Contact, guidance and legal safeguards
The Home Office maintains contact routes for case queries:
– Permission to Work Team, Capital Building, Old Hall Street, Liverpool, L3 9PP
– Email: [email protected]
Operational instructions for asylum caseworkers—covering interviews, credibility, and permission to work—are published on the UK government website. Official guidance on asylum procedures and decision-making can be found here: Home Office asylum policy guidance (gov.uk).
Government efforts to deter abuse sit alongside a legal framework that gives people a fair chance to present their case. The right to appeal remains a vital safeguard against error. While some interviews happen online, the tribunal stage brings an independent check.
Caseworkers also review country information and credibility across:
– statements,
– screening notes, and
– supporting records
These are elements that are not inherently weakened by remote work.
Numbers, staffing and the risk of perception-driven policy
The numbers matter for planning. With 111,800 asylum claims in the year to June 2025, pressures on accommodation and staff time are real. But headline totals do not speak to the share of strong, mixed, or weak cases.
Without official data on fraud rates in 2025, arguments that remote work is driving undetected abuse remain speculative. Policymakers risk chasing a perception rather than a measured problem if they do not pair claims with published evidence.

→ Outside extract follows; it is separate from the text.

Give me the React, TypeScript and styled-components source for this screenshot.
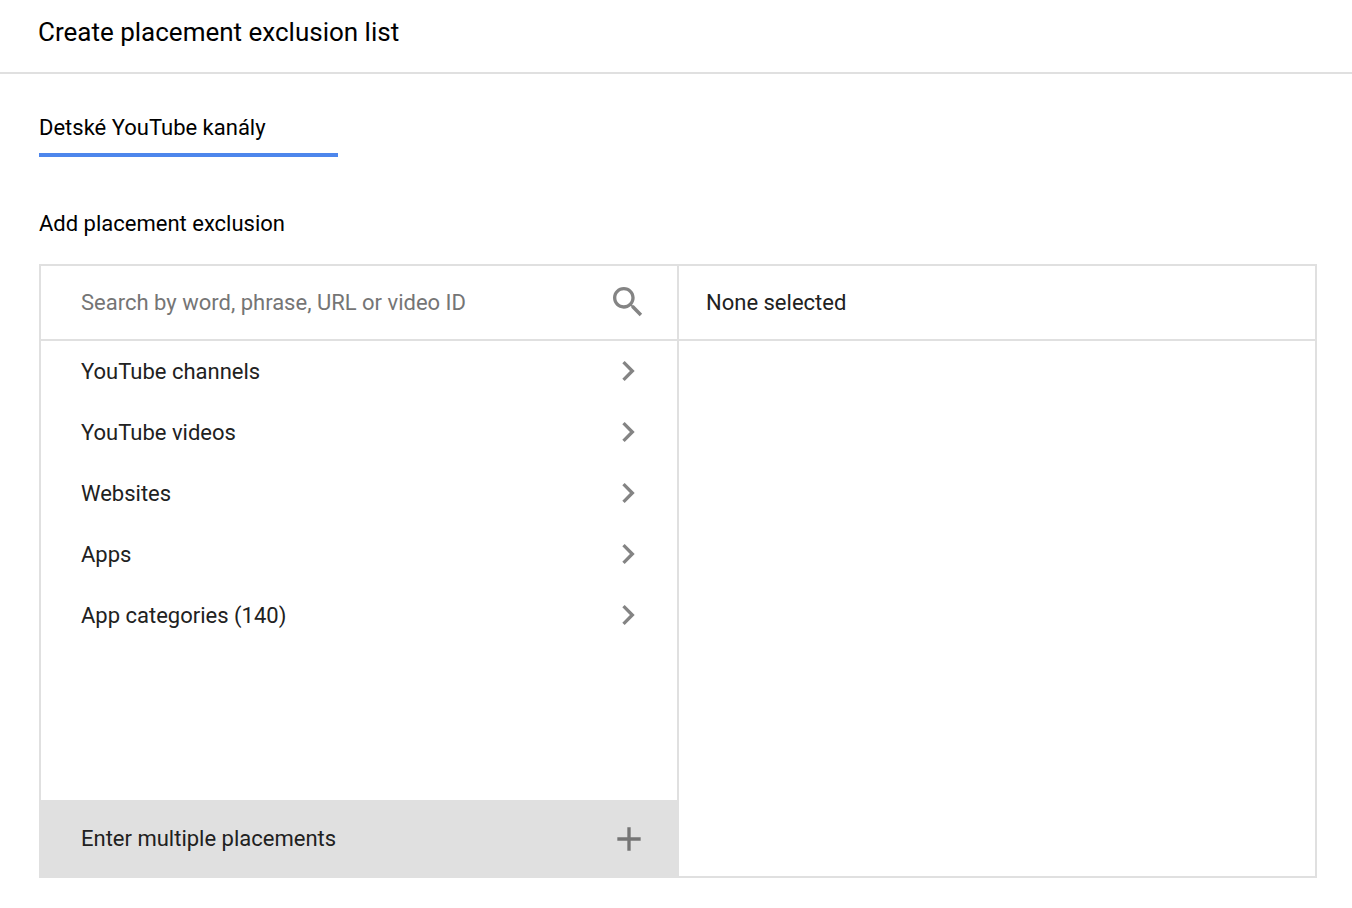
import React from "react";
import styled, { createGlobalStyle } from "styled-components";

const GlobalStyle = createGlobalStyle`
  *, *::before, *::after { box-sizing: border-box; }
  body { margin: 0; background: #fff; color: #212121; font-family: Roboto, sans-serif; font-size: 22px; line-height: 28px; }
  h1, h2, ul { margin: 0; padding: 0; }
  button, input { font: inherit; color: inherit; letter-spacing: inherit; }
`;

const Header = styled.header`
  padding: 16px 38px 24px;
  border-bottom: 2px solid #e0e0e0;
`;

const Title = styled.h1`
  color: #000;
  font-size: 26px;
  font-weight: 400;
  line-height: 32px;
`;

const Main = styled.main`
  padding: 35px 35px 30px 39px;
`;

const NameInput = styled.input`
  display: block;
  width: 299px;
  height: 48px;
  padding: 0 0 8px;
  border: 0;
  border-bottom: 4px solid #4d86ec;
  border-radius: 0;
  outline: none;
  background: transparent;
  color: #000;
`;

const SectionTitle = styled.h2`
  margin: 53px 0 26px;
  color: #000;
  font-size: 22px;
  font-weight: 400;
`;

const Picker = styled.section`
  display: grid;
  grid-template-columns: 1fr 1fr;
  gap: 2px;
  border: 2px solid #e0e0e0;
  background: #e0e0e0;
`;

const Pane = styled.div`
  display: flex;
  flex-direction: column;
  min-width: 0;
  background: #fff;
`;

const PaneHeader = styled.div<{ $inset: number }>`
  display: flex;
  align-items: center;
  height: 75px;
  padding: 0 29px 0 ${(p) => p.$inset}px;
  border-bottom: 2px solid #e0e0e0;
`;

const SearchInput = styled.input`
  flex: 1;
  min-width: 0;
  padding: 0;
  border: 0;
  outline: none;
  background: transparent;

  &::placeholder { color: #757575; opacity: 1; }
`;

const IconButton = styled.button`
  display: flex;
  padding: 0;
  border: 0;
  background: transparent;
  cursor: pointer;
`;

const Icon = styled.svg`
  display: block;
  flex: none;
  width: 40px;
  height: 40px;
  margin-bottom: 1px;
  fill: #848484;
`;

const Categories = styled.ul`
  flex: 1;
  min-height: 459px;
  list-style: none;
`;

const Row = styled.button`
  display: flex;
  align-items: center;
  justify-content: space-between;
  width: 100%;
  height: 61px;
  padding: 0 29px 0 40px;
  border: 0;
  background: transparent;
  text-align: left;
  cursor: pointer;
`;

const FooterRow = styled(Row)`
  height: 76px;
  padding-top: 2px;
  padding-right: 28px;
  background: #e0e0e0;

  ${Icon} { margin-bottom: 0; fill: #757575; }
`;

const categories = ["YouTube channels", "YouTube videos", "Websites", "Apps", "App categories (140)"];

export default function App() {
  return (
    <>
      <GlobalStyle />
      <Header>
        <Title>Create placement exclusion list</Title>
      </Header>
      <Main>
        <NameInput aria-label="List name" defaultValue="Detské YouTube kanály" />
        <SectionTitle id="picker-title">Add placement exclusion</SectionTitle>
        <Picker aria-labelledby="picker-title">
          <Pane>
            <PaneHeader $inset={40}>
              <SearchInput aria-label="Search placements" placeholder="Search by word, phrase, URL or video ID" />
              <IconButton type="button" aria-label="Search">
                <Icon viewBox="0 0 24 24" aria-hidden="true">
                  <path d="M15.5 14h-.79l-.28-.27C15.41 12.59 16 11.11 16 9.5 16 5.91 13.09 3 9.5 3S3 5.91 3 9.5 5.91 16 9.5 16c1.61 0 3.09-.59 4.23-1.57l.27.28v.79l5 4.99L20.49 19l-4.99-5zm-6 0C7.01 14 5 11.99 5 9.5S7.01 5 9.5 5 14 7.01 14 9.5 11.99 14 9.5 14z" />
                </Icon>
              </IconButton>
            </PaneHeader>
            <Categories>
              {categories.map((name) => (
                <li key={name}>
                  <Row type="button">
                    {name}
                    <Icon viewBox="0 0 24 24" aria-hidden="true">
                      <path d="M10 6 8.59 7.41 13.17 12l-4.58 4.59L10 18l6-6z" />
                    </Icon>
                  </Row>
                </li>
              ))}
            </Categories>
            <FooterRow type="button">
              Enter multiple placements
              <Icon viewBox="0 0 24 24" aria-hidden="true">
                <path d="M19 13h-6v6h-2v-6H5v-2h6V5h2v6h6v2z" />
              </Icon>
            </FooterRow>
          </Pane>
          <Pane>
            <PaneHeader $inset={27}>None selected</PaneHeader>
          </Pane>
        </Picker>
      </Main>
    </>
  );
}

If ministers choose to shift more staff back to offices, unions and managers will weigh:
– productivity,
– estate costs, and
– recruitment impacts
Hybrid models can help retain experienced caseworkers who have caring duties or live far from regional hubs. A sudden return-to-office order could cause attrition, which in turn might slow decisions and raise costs—an outcome no side wants.
Practical takeaway
For now, the practical message to applicants and their lawyers is steady:
– Prepare clear evidence
– Attend interviews on time
– Keep contact details current
For employers and universities advising migrants nearing visa expiry, the Home Office warning messages show a tougher stance on last-minute, weak claims. But strong claims should still be decided on the merits, with the same safeguards whether the caseworker is at a desk in Croydon or at a secure workstation at home.
The test for the Home Office is simple: show the public, with data, that fraud detection remains robust in a hybrid work era, and be ready to adjust operations if the evidence points to a gap. Until then, remote work remains a management choice—not, on the published record, a proven driver of missed bogus asylum claims.
This Article in a Nutshell
Concerns that remote working among Home Office asylum caseworkers could weaken fraud detection have intensified public debate, but as of October 2025 there is no official evidence linking home-based work to undetected bogus claims. The UK recorded 111,800 asylum claims in the year to June 2025, including significant numbers from small-boat crossings and those already in the country on visas. The Home Office maintains core safeguards—document verification, biometric checks, interviews and database cross-references—regardless of staff location. Stakeholders recommend investing in secure digital systems, ongoing training (including trauma-informed approaches) and publishing transparent audit data rather than pursuing a blanket return-to-office policy. Policymakers must balance fraud prevention, operational efficiency and staff retention to avoid unintended consequences like attrition or longer backlogs.